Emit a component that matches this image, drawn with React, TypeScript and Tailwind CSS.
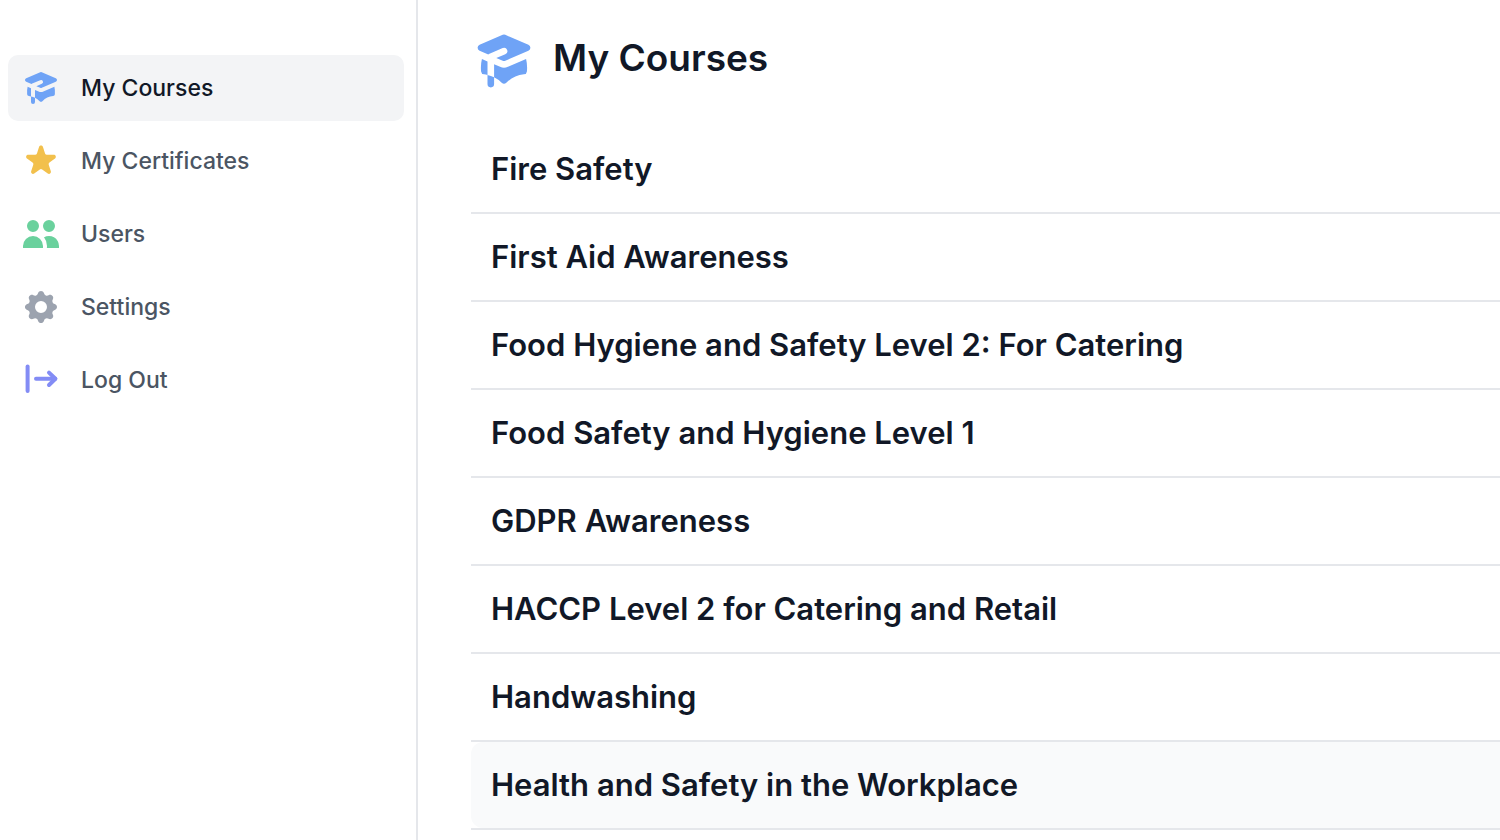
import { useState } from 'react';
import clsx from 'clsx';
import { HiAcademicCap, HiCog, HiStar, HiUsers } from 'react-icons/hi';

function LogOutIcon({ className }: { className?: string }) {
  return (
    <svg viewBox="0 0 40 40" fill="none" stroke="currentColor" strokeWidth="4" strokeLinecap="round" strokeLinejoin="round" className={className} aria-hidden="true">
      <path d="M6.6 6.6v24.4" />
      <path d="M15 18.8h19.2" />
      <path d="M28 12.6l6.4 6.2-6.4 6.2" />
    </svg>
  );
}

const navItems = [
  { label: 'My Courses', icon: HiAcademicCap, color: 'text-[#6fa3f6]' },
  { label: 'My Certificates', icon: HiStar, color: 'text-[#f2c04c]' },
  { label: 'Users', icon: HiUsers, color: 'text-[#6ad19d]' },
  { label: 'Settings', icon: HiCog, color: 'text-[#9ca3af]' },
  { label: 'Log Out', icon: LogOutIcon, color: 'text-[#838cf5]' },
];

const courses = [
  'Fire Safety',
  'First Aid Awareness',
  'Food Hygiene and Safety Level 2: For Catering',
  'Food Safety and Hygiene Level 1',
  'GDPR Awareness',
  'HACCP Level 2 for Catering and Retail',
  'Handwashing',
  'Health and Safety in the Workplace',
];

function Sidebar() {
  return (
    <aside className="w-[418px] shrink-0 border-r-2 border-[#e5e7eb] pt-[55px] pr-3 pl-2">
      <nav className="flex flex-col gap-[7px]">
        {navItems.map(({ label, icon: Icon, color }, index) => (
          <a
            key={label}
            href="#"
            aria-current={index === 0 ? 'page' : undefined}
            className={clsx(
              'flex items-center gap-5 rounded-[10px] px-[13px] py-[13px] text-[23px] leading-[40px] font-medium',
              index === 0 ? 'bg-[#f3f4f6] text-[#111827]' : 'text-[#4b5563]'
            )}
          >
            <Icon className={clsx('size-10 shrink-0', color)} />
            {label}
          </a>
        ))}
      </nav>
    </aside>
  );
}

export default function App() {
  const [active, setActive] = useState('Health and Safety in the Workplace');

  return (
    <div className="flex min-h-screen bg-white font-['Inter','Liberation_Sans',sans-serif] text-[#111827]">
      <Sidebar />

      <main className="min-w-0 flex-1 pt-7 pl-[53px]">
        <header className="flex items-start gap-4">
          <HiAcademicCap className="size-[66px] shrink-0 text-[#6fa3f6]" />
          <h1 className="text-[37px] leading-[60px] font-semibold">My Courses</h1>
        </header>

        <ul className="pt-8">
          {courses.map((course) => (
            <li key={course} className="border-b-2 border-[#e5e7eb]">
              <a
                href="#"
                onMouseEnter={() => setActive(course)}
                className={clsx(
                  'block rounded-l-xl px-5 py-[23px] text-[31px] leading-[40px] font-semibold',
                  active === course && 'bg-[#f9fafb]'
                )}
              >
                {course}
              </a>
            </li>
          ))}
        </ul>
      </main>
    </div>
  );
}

**********

Written request
Copy each line in full and exactly, omitting any picture.

Written answer
Emit a component that matches this image, drawn with React, TypeScript and Tailwind CSS.
import { useState } from 'react';
import clsx from 'clsx';
import { HiAcademicCap, HiCog, HiStar, HiUsers } from 'react-icons/hi';

function LogOutIcon({ className }: { className?: string }) {
  return (
    <svg viewBox="0 0 40 40" fill="none" stroke="currentColor" strokeWidth="4" strokeLinecap="round" strokeLinejoin="round" className={className} aria-hidden="true">
      <path d="M6.6 6.6v24.4" />
      <path d="M15 18.8h19.2" />
      <path d="M28 12.6l6.4 6.2-6.4 6.2" />
    </svg>
  );
}

const navItems = [
  { label: 'My Courses', icon: HiAcademicCap, color: 'text-[#6fa3f6]' },
  { label: 'My Certificates', icon: HiStar, color: 'text-[#f2c04c]' },
  { label: 'Users', icon: HiUsers, color: 'text-[#6ad19d]' },
  { label: 'Settings', icon: HiCog, color: 'text-[#9ca3af]' },
  { label: 'Log Out', icon: LogOutIcon, color: 'text-[#838cf5]' },
];

const courses = [
  'Fire Safety',
  'First Aid Awareness',
  'Food Hygiene and Safety Level 2: For Catering',
  'Food Safety and Hygiene Level 1',
  'GDPR Awareness',
  'HACCP Level 2 for Catering and Retail',
  'Handwashing',
  'Health and Safety in the Workplace',
];

function Sidebar() {
  return (
    <aside className="w-[418px] shrink-0 border-r-2 border-[#e5e7eb] pt-[55px] pr-3 pl-2">
      <nav className="flex flex-col gap-[7px]">
        {navItems.map(({ label, icon: Icon, color }, index) => (
          <a
            key={label}
            href="#"
            aria-current={index === 0 ? 'page' : undefined}
            className={clsx(
              'flex items-center gap-5 rounded-[10px] px-[13px] py-[13px] text-[23px] leading-[40px] font-medium',
              index === 0 ? 'bg-[#f3f4f6] text-[#111827]' : 'text-[#4b5563]'
            )}
          >
            <Icon className={clsx('size-10 shrink-0', color)} />
            {label}
          </a>
        ))}
      </nav>
    </aside>
  );
}

export default function App() {
  const [active, setActive] = useState('Health and Safety in the Workplace');

  return (
    <div className="flex min-h-screen bg-white font-['Inter','Liberation_Sans',sans-serif] text-[#111827]">
      <Sidebar />

      <main className="min-w-0 flex-1 pt-7 pl-[53px]">
        <header className="flex items-start gap-4">
          <HiAcademicCap className="size-[66px] shrink-0 text-[#6fa3f6]" />
          <h1 className="text-[37px] leading-[60px] font-semibold">My Courses</h1>
        </header>

        <ul className="pt-8">
          {courses.map((course) => (
            <li key={course} className="border-b-2 border-[#e5e7eb]">
              <a
                href="#"
                onMouseEnter={() => setActive(course)}
                className={clsx(
                  'block rounded-l-xl px-5 py-[23px] text-[31px] leading-[40px] font-semibold',
                  active === course && 'bg-[#f9fafb]'
                )}
              >
                {course}
              </a>
            </li>
          ))}
        </ul>
      </main>
    </div>
  );
}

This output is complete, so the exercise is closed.